● **DIRECTIONS FOR THIS TASK**
Pictures excluded, return the lines below from the first through the line holding "import React from".

● **STORED DATA**
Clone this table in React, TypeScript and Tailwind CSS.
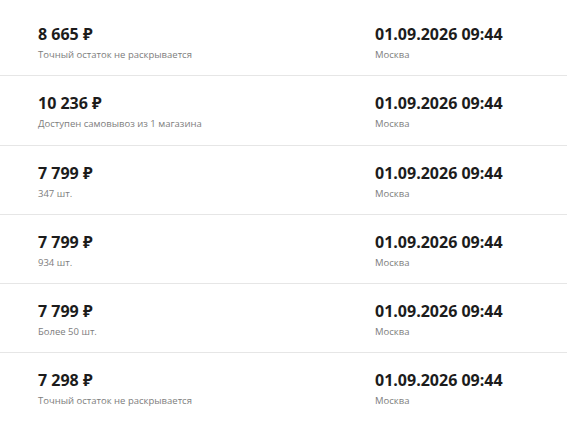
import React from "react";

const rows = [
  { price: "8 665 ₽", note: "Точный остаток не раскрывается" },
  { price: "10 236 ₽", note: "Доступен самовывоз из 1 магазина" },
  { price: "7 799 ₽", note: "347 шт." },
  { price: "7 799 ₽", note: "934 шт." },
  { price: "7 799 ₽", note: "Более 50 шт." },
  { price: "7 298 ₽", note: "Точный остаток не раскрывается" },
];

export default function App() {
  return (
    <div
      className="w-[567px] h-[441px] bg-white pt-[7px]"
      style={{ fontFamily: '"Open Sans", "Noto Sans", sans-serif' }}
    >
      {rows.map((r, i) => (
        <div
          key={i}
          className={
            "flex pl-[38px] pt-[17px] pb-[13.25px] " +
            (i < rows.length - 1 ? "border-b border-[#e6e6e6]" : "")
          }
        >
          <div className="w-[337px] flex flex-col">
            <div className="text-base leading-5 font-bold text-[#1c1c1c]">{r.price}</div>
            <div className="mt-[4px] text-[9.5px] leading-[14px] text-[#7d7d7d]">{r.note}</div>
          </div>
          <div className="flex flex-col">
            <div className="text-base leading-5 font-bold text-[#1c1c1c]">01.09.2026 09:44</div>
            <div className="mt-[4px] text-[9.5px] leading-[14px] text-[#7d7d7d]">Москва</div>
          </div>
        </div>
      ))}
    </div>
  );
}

● **COMPLETE ANSWER**
Clone this table in React, TypeScript and Tailwind CSS.
import React from "react";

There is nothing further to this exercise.